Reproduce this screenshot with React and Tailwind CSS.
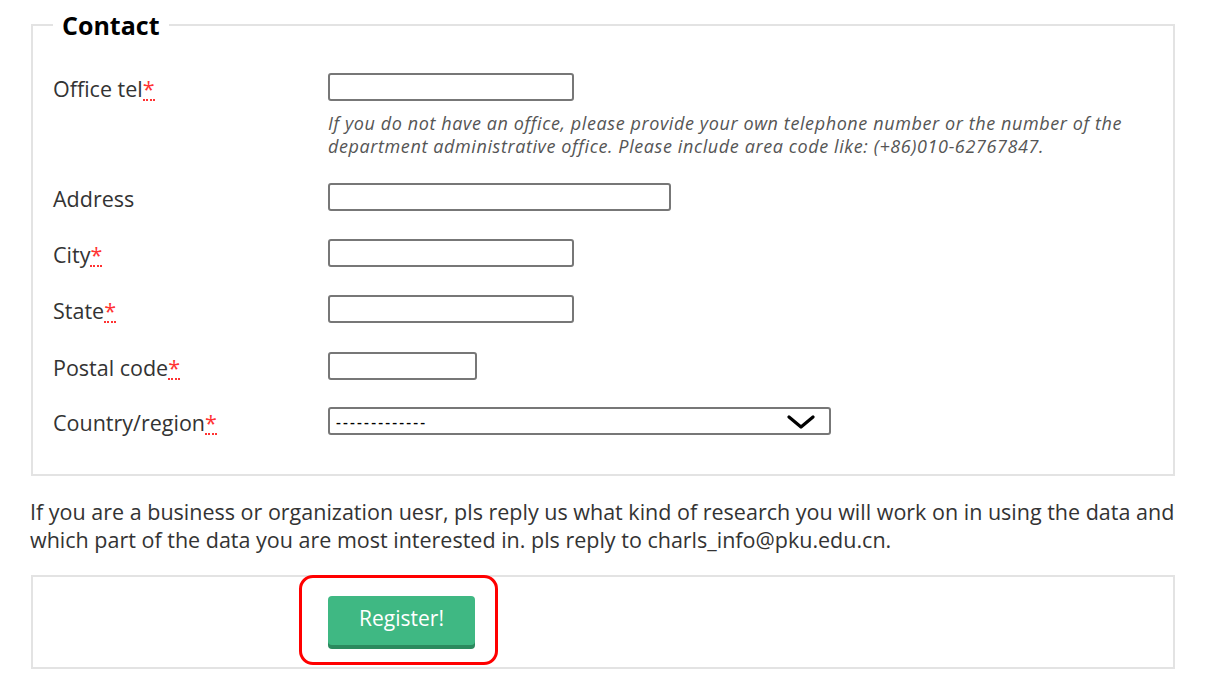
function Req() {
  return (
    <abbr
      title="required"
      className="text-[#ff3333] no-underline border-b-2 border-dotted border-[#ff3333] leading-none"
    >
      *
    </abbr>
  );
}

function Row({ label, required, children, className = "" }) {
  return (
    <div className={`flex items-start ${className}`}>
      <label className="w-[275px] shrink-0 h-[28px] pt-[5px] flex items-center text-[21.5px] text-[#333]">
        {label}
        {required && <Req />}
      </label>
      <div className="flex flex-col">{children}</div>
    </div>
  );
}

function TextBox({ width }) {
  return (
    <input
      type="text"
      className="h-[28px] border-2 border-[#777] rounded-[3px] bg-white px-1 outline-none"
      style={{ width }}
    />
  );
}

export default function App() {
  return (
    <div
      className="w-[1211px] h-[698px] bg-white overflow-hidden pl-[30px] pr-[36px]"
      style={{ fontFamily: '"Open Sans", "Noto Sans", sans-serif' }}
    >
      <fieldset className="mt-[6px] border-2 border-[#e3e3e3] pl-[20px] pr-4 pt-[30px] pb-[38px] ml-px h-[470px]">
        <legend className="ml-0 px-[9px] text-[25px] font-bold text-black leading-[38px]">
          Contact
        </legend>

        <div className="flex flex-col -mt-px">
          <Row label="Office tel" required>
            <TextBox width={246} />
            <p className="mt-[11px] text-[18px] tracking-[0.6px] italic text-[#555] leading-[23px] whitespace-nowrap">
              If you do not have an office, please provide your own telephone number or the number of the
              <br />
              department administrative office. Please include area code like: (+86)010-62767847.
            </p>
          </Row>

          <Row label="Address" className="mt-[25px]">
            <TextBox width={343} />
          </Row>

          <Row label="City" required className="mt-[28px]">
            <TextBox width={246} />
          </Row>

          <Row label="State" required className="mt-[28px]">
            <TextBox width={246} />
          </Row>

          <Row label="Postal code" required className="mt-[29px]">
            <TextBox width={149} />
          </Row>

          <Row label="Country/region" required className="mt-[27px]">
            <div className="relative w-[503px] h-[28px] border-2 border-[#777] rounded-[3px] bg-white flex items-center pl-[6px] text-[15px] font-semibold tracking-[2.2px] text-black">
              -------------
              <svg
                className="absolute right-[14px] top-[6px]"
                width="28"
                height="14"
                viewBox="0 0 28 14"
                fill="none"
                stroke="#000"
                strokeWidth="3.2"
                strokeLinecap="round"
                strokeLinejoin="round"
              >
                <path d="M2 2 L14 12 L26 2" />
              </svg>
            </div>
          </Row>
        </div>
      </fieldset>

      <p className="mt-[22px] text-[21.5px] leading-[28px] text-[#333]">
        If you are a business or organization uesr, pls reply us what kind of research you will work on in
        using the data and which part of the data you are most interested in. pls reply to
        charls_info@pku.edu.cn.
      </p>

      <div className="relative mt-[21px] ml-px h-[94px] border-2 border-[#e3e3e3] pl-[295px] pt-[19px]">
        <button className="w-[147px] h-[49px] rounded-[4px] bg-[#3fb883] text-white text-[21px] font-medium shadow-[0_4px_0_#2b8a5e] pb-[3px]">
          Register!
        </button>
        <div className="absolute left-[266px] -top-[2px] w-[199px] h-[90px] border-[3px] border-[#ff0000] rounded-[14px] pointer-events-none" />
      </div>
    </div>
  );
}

○ ○ ○ ○ ○

Give all the lines above again, character for character, without pictures.

Reproduce this screenshot with React and Tailwind CSS.
function Req() {
  return (
    <abbr
      title="required"
      className="text-[#ff3333] no-underline border-b-2 border-dotted border-[#ff3333] leading-none"
    >
      *
    </abbr>
  );
}

function Row({ label, required, children, className = "" }) {
  return (
    <div className={`flex items-start ${className}`}>
      <label className="w-[275px] shrink-0 h-[28px] pt-[5px] flex items-center text-[21.5px] text-[#333]">
        {label}
        {required && <Req />}
      </label>
      <div className="flex flex-col">{children}</div>
    </div>
  );
}

function TextBox({ width }) {
  return (
    <input
      type="text"
      className="h-[28px] border-2 border-[#777] rounded-[3px] bg-white px-1 outline-none"
      style={{ width }}
    />
  );
}

export default function App() {
  return (
    <div
      className="w-[1211px] h-[698px] bg-white overflow-hidden pl-[30px] pr-[36px]"
      style={{ fontFamily: '"Open Sans", "Noto Sans", sans-serif' }}
    >
      <fieldset className="mt-[6px] border-2 border-[#e3e3e3] pl-[20px] pr-4 pt-[30px] pb-[38px] ml-px h-[470px]">
        <legend className="ml-0 px-[9px] text-[25px] font-bold text-black leading-[38px]">
          Contact
        </legend>

        <div className="flex flex-col -mt-px">
          <Row label="Office tel" required>
            <TextBox width={246} />
            <p className="mt-[11px] text-[18px] tracking-[0.6px] italic text-[#555] leading-[23px] whitespace-nowrap">
              If you do not have an office, please provide your own telephone number or the number of the
              <br />
              department administrative office. Please include area code like: (+86)010-62767847.
            </p>
          </Row>

          <Row label="Address" className="mt-[25px]">
            <TextBox width={343} />
          </Row>

          <Row label="City" required className="mt-[28px]">
            <TextBox width={246} />
          </Row>

          <Row label="State" required className="mt-[28px]">
            <TextBox width={246} />
          </Row>

          <Row label="Postal code" required className="mt-[29px]">
            <TextBox width={149} />
          </Row>

          <Row label="Country/region" required className="mt-[27px]">
            <div className="relative w-[503px] h-[28px] border-2 border-[#777] rounded-[3px] bg-white flex items-center pl-[6px] text-[15px] font-semibold tracking-[2.2px] text-black">
              -------------
              <svg
                className="absolute right-[14px] top-[6px]"
                width="28"
                height="14"
                viewBox="0 0 28 14"
                fill="none"
                stroke="#000"
                strokeWidth="3.2"
                strokeLinecap="round"
                strokeLinejoin="round"
              >
                <path d="M2 2 L14 12 L26 2" />
              </svg>
            </div>
          </Row>
        </div>
      </fieldset>

      <p className="mt-[22px] text-[21.5px] leading-[28px] text-[#333]">
        If you are a business or organization uesr, pls reply us what kind of research you will work on in
        using the data and which part of the data you are most interested in. pls reply to
        charls_info@pku.edu.cn.
      </p>

      <div className="relative mt-[21px] ml-px h-[94px] border-2 border-[#e3e3e3] pl-[295px] pt-[19px]">
        <button className="w-[147px] h-[49px] rounded-[4px] bg-[#3fb883] text-white text-[21px] font-medium shadow-[0_4px_0_#2b8a5e] pb-[3px]">
          Register!
        </button>
        <div className="absolute left-[266px] -top-[2px] w-[199px] h-[90px] border-[3px] border-[#ff0000] rounded-[14px] pointer-events-none" />
      </div>
    </div>
  );
}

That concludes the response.